As for the ordering of that, there's a number of ways. I know a lot of people used atan2, but not me (ick floating point). There are other ways, like pseudo-angle formulas designed for exactly this... they give you a value that orders the same, for when you don't care about the exact angles, just the relationship.

Me, though... I went with 2D cross-product. It's something I used in my first job for a similar task. Cross-product is normally a 3D function between two vectors that provides a perpendicular to them, with handedness (fingers are a and b and the thumb points points up or down depending on the order). When we take two points in the plane z=0 (as vectors from the origin), the perpendicular is going to be of the form (0,0,z), with the sign of z giving us order information.

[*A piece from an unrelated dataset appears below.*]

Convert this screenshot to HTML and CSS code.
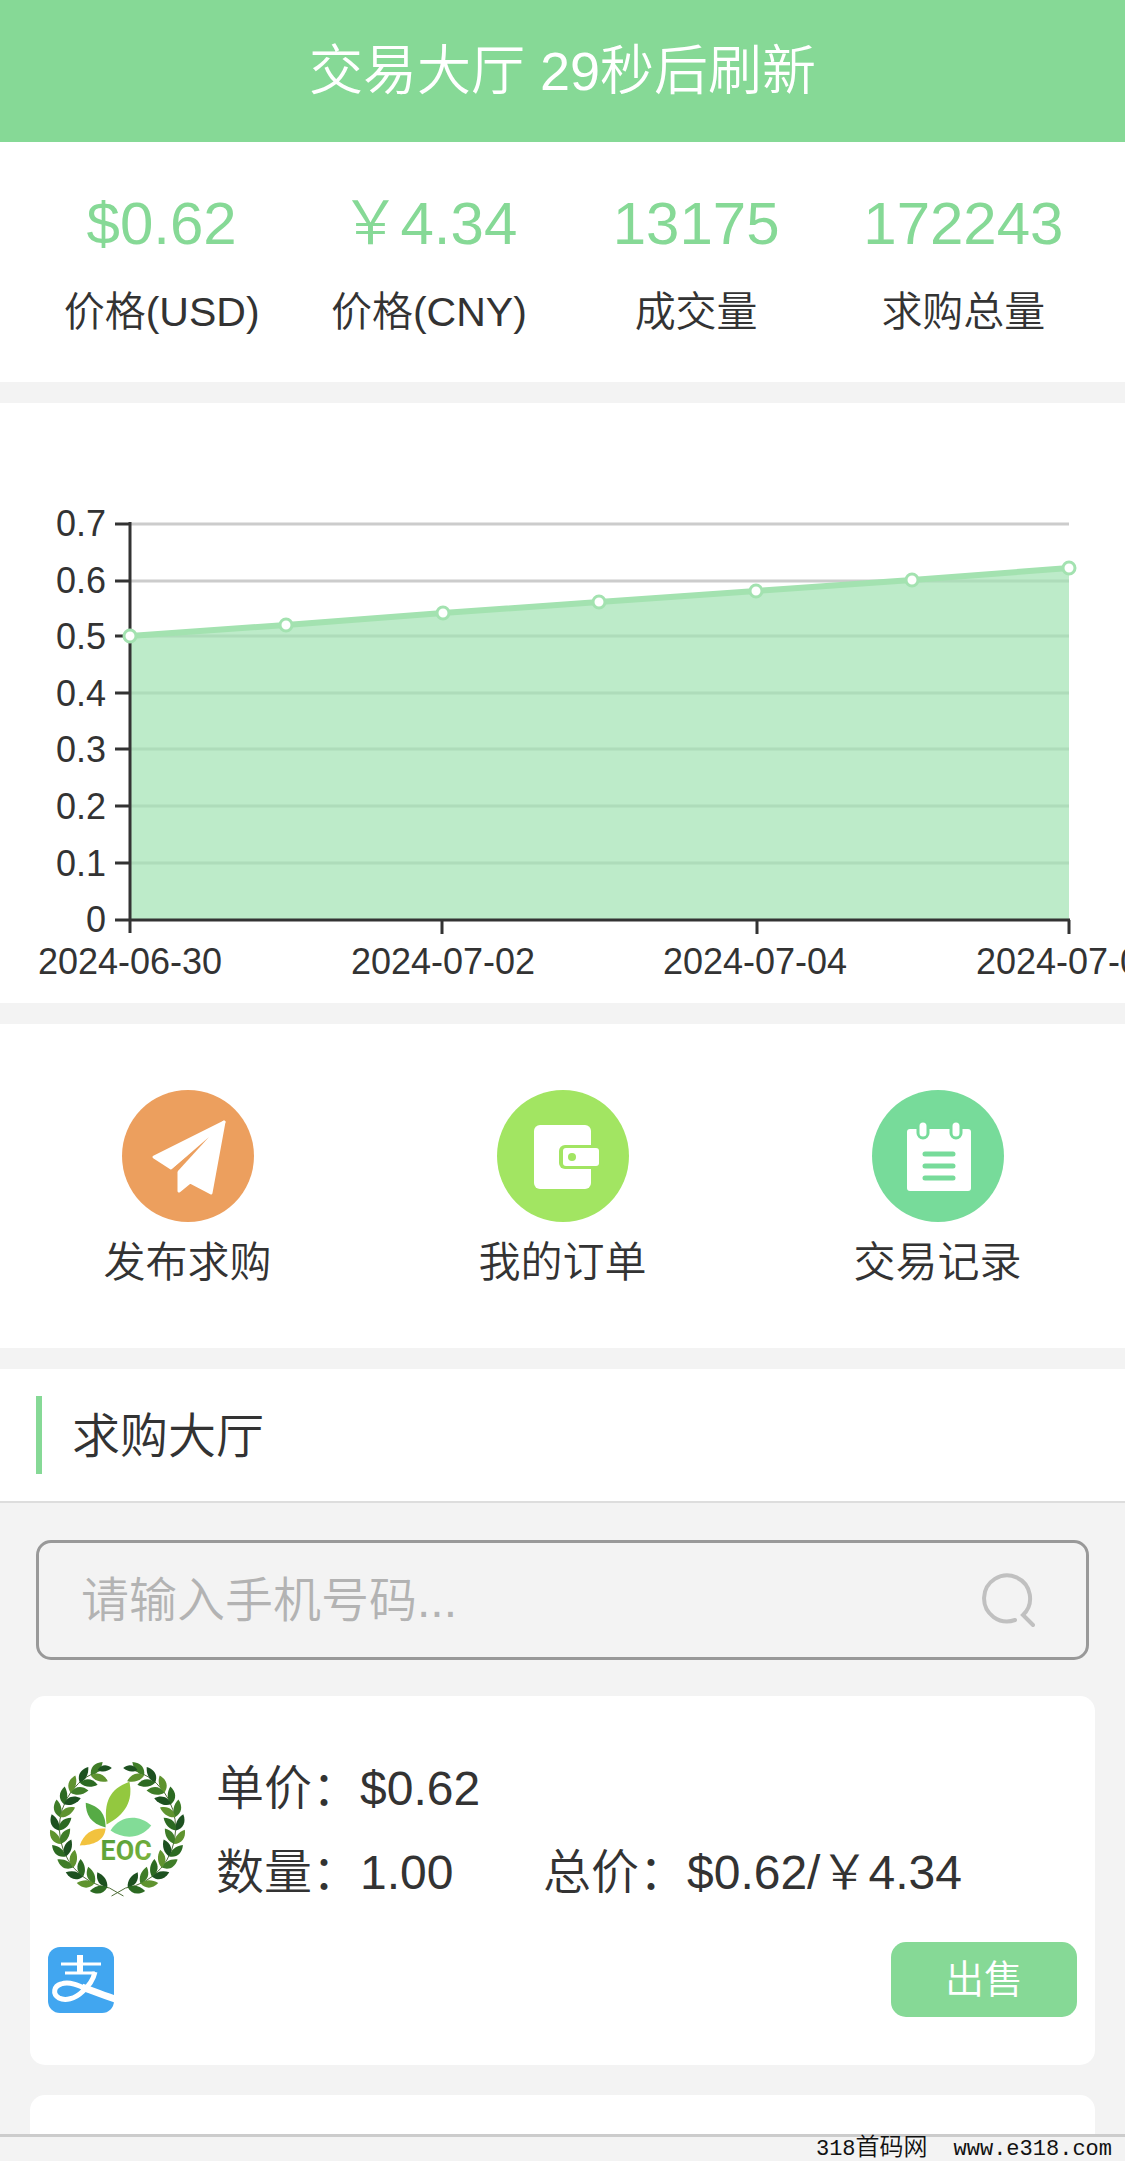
FILE: index.html
```
<!DOCTYPE html>
<html lang="zh-CN">
<head>
    <meta charset="UTF-8">
    <meta name="viewport" content="width=device-width, initial-scale=1.0">
    <title>交易大厅</title>
    <link rel="stylesheet" href="styles.css">
</head>
<body>

    <header class="header">
        <h1>交易大厅 29秒后刷新</h1>
    </header>

    <!-- Price stats -->
    <section class="section stats">
        <div class="stat">
            <div class="stat-value">$0.62</div>
            <div class="stat-label">价格(USD)</div>
        </div>
        <div class="stat">
            <div class="stat-value">￥4.34</div>
            <div class="stat-label">价格(CNY)</div>
        </div>
        <div class="stat">
            <div class="stat-value">13175</div>
            <div class="stat-label">成交量</div>
        </div>
        <div class="stat">
            <div class="stat-value">172243</div>
            <div class="stat-label">求购总量</div>
        </div>
    </section>

    <!-- Price chart -->
    <section class="section">
        <svg class="chart" viewBox="0 0 1125 600" role="img" aria-label="价格走势">
            <g class="grid-lines">
                <path d="M130 121H1069M130 178H1069M130 233H1069M130 290H1069M130 346H1069M130 403H1069M130 460H1069"/>
            </g>
            <path class="area" d="M131 233L286 222L443 210L599 199L756 188L912 177L1069 165V517H131Z"/>
            <g class="axis">
                <path d="M130 119V530M115 121H130M115 178H130M115 233H130M115 290H130M115 346H130M115 403H130M115 460H130M115 517H1070M442 517V531M757 517V531M1069 517V531"/>
            </g>
            <polyline class="line" points="130,233 286,222 443,210 599,199 756,188 912,177 1069,165"/>
            <g class="points">
                <circle cx="130" cy="233" r="6"/>
                <circle cx="286" cy="222" r="6"/>
                <circle cx="443" cy="210" r="6"/>
                <circle cx="599" cy="199" r="6"/>
                <circle cx="756" cy="188" r="6"/>
                <circle cx="912" cy="177" r="6"/>
                <circle cx="1069" cy="165" r="6"/>
            </g>
            <g class="y-labels">
                <text x="106" y="133">0.7</text>
                <text x="106" y="190">0.6</text>
                <text x="106" y="246">0.5</text>
                <text x="106" y="303">0.4</text>
                <text x="106" y="359">0.3</text>
                <text x="106" y="416">0.2</text>
                <text x="106" y="473">0.1</text>
                <text x="106" y="529">0</text>
            </g>
            <g class="x-labels">
                <text x="130" y="571">2024-06-30</text>
                <text x="443" y="571">2024-07-02</text>
                <text x="755" y="571">2024-07-04</text>
                <text x="1068" y="571">2024-07-06</text>
            </g>
        </svg>
    </section>

    <!-- Shortcuts -->
    <nav class="section actions">
        <a class="action" href="#publish">
            <svg class="action-icon" viewBox="0 0 132 132">
                <circle cx="66" cy="66" r="66" fill="#ec9f5e"/>
                <g fill="#fff" stroke="#fff" stroke-width="3" stroke-linejoin="round">
                    <path d="M102 32L32 67L49 78L86 47Z"/>
                    <path d="M102 32L89 103L68 92L57 101V81L92 42Z"/>
                </g>
                <path d="M87 47L55 82L49 80Z" fill="#ec9f5e"/>
            </svg>
            <span>发布求购</span>
        </a>
        <a class="action" href="#orders">
            <svg class="action-icon" viewBox="0 0 132 132">
                <circle cx="66" cy="66" r="66" fill="#a2e562"/>
                <rect x="37" y="35" width="57" height="64" rx="6" fill="#fff"/>
                <rect x="62" y="55" width="46" height="24" rx="6" fill="#a2e562"/>
                <rect x="66" y="58" width="36" height="18" rx="3" fill="#fff"/>
                <circle cx="75" cy="67" r="4" fill="#a2e562"/>
            </svg>
            <span>我的订单</span>
        </a>
        <a class="action" href="#records">
            <svg class="action-icon" viewBox="0 0 132 132">
                <circle cx="66" cy="66" r="66" fill="#77db9a"/>
                <rect x="35" y="39" width="64" height="62" rx="3" fill="#fff"/>
                <g fill="#fff" stroke="#77db9a" stroke-width="3">
                    <rect x="46" y="31" width="10" height="17" rx="5"/>
                    <rect x="79" y="31" width="10" height="17" rx="5"/>
                </g>
                <path d="M53 64H81M53 76H81M53 88H81" stroke="#77db9a" stroke-width="5" stroke-linecap="round"/>
            </svg>
            <span>交易记录</span>
        </a>
    </nav>

    <div class="title-bar">
        <h2>求购大厅</h2>
    </div>

    <form class="search">
        <input type="search" name="phone" placeholder="请输入手机号码..." aria-label="手机号码">
        <button type="submit" aria-label="搜索">
            <svg viewBox="0 0 54 56">
                <path d="M34 48A23 23 0 1 1 42 43L52 53"/>
            </svg>
        </button>
    </form>

    <!-- Buy orders -->
    <main class="orders">
        <article class="order">
            <div class="order-top">
                <svg class="logo" viewBox="0 0 140 140" role="img" aria-label="EOC">
                    <defs>
                        <path id="leaf" d="M0 0C5 -6 12 -6 18 0C12 4 5 4 0 0Z"/>
                        <linearGradient id="eoc" x1="0" y1="0" x2="1" y2="1">
                            <stop offset="0" stop-color="#4f9a3a"/>
                            <stop offset="1" stop-color="#83b83c"/>
                        </linearGradient>
                    </defs>
                    <g id="wreath"></g>
                    <path d="M59 66C56 44 62 30 82 23C86 42 78 56 59 66Z" fill="#93c83f"/>
                    <path d="M58 69C43 65 38 56 38 44C53 48 58 56 58 69Z" fill="#56ab45"/>
                    <path d="M58 70C57 82 46 87 32 87C36 75 45 69 58 70Z" fill="#f2c23e"/>
                    <path d="M63 72C72 57 91 55 104 67C93 81 76 81 63 72Z" fill="#82dc97"/>
                    <text class="logo-text" x="53" y="102" fill="url(#eoc)">EOC</text>
                </svg>
                <div class="order-info">
                    <div class="order-row"><span>单价：$0.62</span></div>
                    <div class="order-row"><span>数量：1.00</span><span>总价：$0.62/￥4.34</span></div>
                </div>
            </div>
            <div class="order-bottom">
                <svg class="alipay" viewBox="0 0 66 66" role="img" aria-label="支付宝">
                    <rect width="66" height="66" rx="12" fill="#41a6f0"/>
                    <g fill="none" stroke="#fff">
                        <path d="M13 17H53M17 26H47" stroke-width="3"/>
                        <path d="M32 8V26" stroke-width="6"/>
                        <path d="M47 25C45 34 40 40 34 45C27 52 17 54 11 51C4 47 6 39 13 37C22 34 32 39 41 43" stroke-width="5"/>
                        <path d="M34 40C45 44 55 48 67 52" stroke-width="7"/>
                    </g>
                </svg>
                <button class="sell-btn" type="button">出售</button>
            </div>
        </article>
        <article class="order order-next"></article>
    </main>

    <footer class="footer">
        <span>318<b>首码网</b></span>
        <span>www.e318.com</span>
    </footer>

    <script>
        // Draw the two laurel branches leaf by leaf
        const wreath = document.querySelector('#wreath');
        const colors = ['#2c6a22', '#5f932f', '#1d5120', '#3f7d28'];

        function branch() {
            let html = '<path d="M76 138L62 130A59 61 0 0 1 58 10" fill="none" stroke="#4d6b35" stroke-width="1"/>';
            for (let i = 0; i < 12; i++) {
                const deg = 10 + i * 13;
                const t = deg * Math.PI / 180;
                const x = 70 - 59 * Math.sin(t);
                const y = 70 + 60 * Math.cos(t);
                html += `<use href="#leaf" fill="${colors[i % 4]}" transform="translate(${x} ${y}) rotate(${158 + deg})"/>`;
                html += `<use href="#leaf" fill="${colors[(i + 2) % 4]}" transform="translate(${x} ${y}) rotate(${226 + deg})"/>`;
            }
            // leaf at the tip of the branch
            return html + '<use href="#leaf" fill="#1d5120" transform="translate(50 11) rotate(-8) scale(.8)"/>';
        }

        wreath.innerHTML = `<g>${branch()}</g><g transform="translate(140 0) scale(-1 1)">${branch()}</g>`;
    </script>

</body>
</html>
```
FILE: styles.css
```
* {
    box-sizing: border-box;
}

body {
    margin: 0;
    min-height: 100vh;
    display: flex;
    flex-direction: column;
    font-family: "Liberation Sans", "Noto Sans CJK SC", sans-serif;
    font-size: 42px;
    font-weight: 350;
    line-height: 60px;
    color: #333;
    background-color: #f3f3f3;
}

h1, h2 {
    margin: 0;
    font-weight: 350;
}

.header {
    background-color: #86d996;
    color: #fff;
    text-align: center;
}

.header h1 {
    font-size: 54px;
    line-height: 142px;
}

.section {
    background-color: #fff;
    margin-bottom: 21px;
}

.stats {
    display: flex;
    padding: 46px 28px 40px;
}

.stat {
    flex: 1;
    text-align: center;
    white-space: nowrap;
}

.stat-value {
    font-size: 60px;
    line-height: 72px;
    margin-bottom: 22px;
    color: #86d996;
}

.stat-label {
    font-size: 41px;
}

/* Chart */
.chart {
    display: block;
    width: 100%;
    font-size: 36px;
}

.chart text {
    fill: #333;
}

.grid-lines {
    stroke: #ccc;
    stroke-width: 3;
}

.axis {
    fill: none;
    stroke: #333;
    stroke-width: 3;
}

.area {
    fill: #a1e2b2;
    fill-opacity: 0.7;
}

.line {
    fill: none;
    stroke: #a3e2b0;
    stroke-width: 6;
}

.points {
    fill: #fff;
    stroke: #a3e2b0;
    stroke-width: 3;
}

.y-labels {
    text-anchor: end;
}

.x-labels {
    text-anchor: middle;
}

/* Shortcuts */
.actions {
    display: flex;
    padding: 66px 0 55px;
}

.action {
    flex: 1;
    display: flex;
    flex-direction: column;
    align-items: center;
    gap: 11px;
    color: #333;
    text-decoration: none;
}

.action-icon {
    width: 132px;
    height: 132px;
}

.title-bar {
    padding: 27px 36px;
    background-color: #fff;
    border-bottom: 2px solid #ddd;
}

.title-bar h2 {
    padding: 4px 0 0 30px;
    border-left: 6px solid #86d996;
    font-size: 48px;
    line-height: 74px;
}

/* Search box */
.search {
    display: flex;
    align-items: center;
    height: 120px;
    margin: 37px 36px 36px;
    padding: 0 51px 0 42px;
    border: 3px solid #999;
    border-radius: 15px;
}

.search input {
    flex: 1;
    min-width: 0;
    padding: 2px 0 0;
    border: none;
    outline: none;
    background: none;
    font: inherit;
    font-size: 48px;
    line-height: 72px;
    color: #333;
}

.search input::placeholder {
    color: #b3b3b3;
}

.search button {
    padding: 0;
    border: none;
    background: none;
    cursor: pointer;
}

.search svg {
    display: block;
    width: 54px;
    height: 56px;
    fill: none;
    stroke: #c0c0c0;
    stroke-width: 4;
    stroke-linecap: round;
}

/* Order cards */
.orders {
    flex: 1;
    display: flex;
    flex-direction: column;
    gap: 30px;
    padding: 0 30px;
}

.order {
    padding: 51px 18px 48px;
    border-radius: 15px;
    background-color: #fff;
}

.order-next {
    flex: 1;
    padding: 0;
    border-radius: 15px 15px 0 0;
}

.order-top {
    display: flex;
    gap: 29px;
    margin-bottom: 27px;
}

.logo {
    width: 139px;
    height: 139px;
    margin-top: 12px;
}

.logo-text {
    font-family: Roboto, sans-serif;
    font-size: 27px;
    font-weight: 700;
}

.order-row {
    display: flex;
    font-size: 48px;
    line-height: 84px;
    white-space: nowrap;
}

.order-row span:first-child {
    min-width: 327px;
}

.order-bottom {
    display: flex;
    justify-content: space-between;
    align-items: center;
}

.alipay {
    width: 66px;
    height: 66px;
}

.sell-btn {
    width: 186px;
    height: 75px;
    padding: 0;
    border: none;
    border-radius: 15px;
    background-color: #86d996;
    color: #fff;
    font: inherit;
    font-size: 39px;
    cursor: pointer;
}

.footer {
    display: flex;
    justify-content: flex-end;
    gap: 26px;
    height: 27px;
    padding-right: 13px;
    border-top: 3px solid #ccc;
    font-family: "Liberation Mono", "Noto Sans CJK SC", monospace;
    font-size: 22px;
    line-height: 26px;
    color: #111;
}

.footer b {
    font-size: 24px;
    font-weight: 350;
    line-height: 24px;
}
```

There's only a slight problem... cross-product does care about specific directions and we do here. It's not going to treat 12 o'clock special (11am is before 1pm), and it's going to assume that you want consider direction of angle that's smaller. But that's easy to fix. First off, a vector at 12 o'clock wins (conveniently we don't have to worry about equals because we're sorting the reduced slopes which have been made unique):

if ($a->[0] == 0 && $a->[1] == -1) {
    return( -1 );
} elsif ($b->[0] == 0 && $b->[1] == -1) {
    return( 1 );
}

Next up, if the sign of the x co-ordinates is different, then the one on positive x wins, which conveniently corresponds to the sign of bx.

if (sign( $a->[0] ) == -sign( $b->[0] )) {
    return( $b->[0] );
}

And finally, now that we've established the start and made it so we're only comparing things on half the circle, 2D cross product (this is all that's left when the 0s wipe most of it out):

return ($b->[0] * $a->[1] - $a->[0] * $b->[1]);

That's it. It's simple and all integer. Exactly how I like it. And that's why I remember and like this puzzle (plus, Ceres). I got to pull out something from way back that's cool and figure out how to make it work again.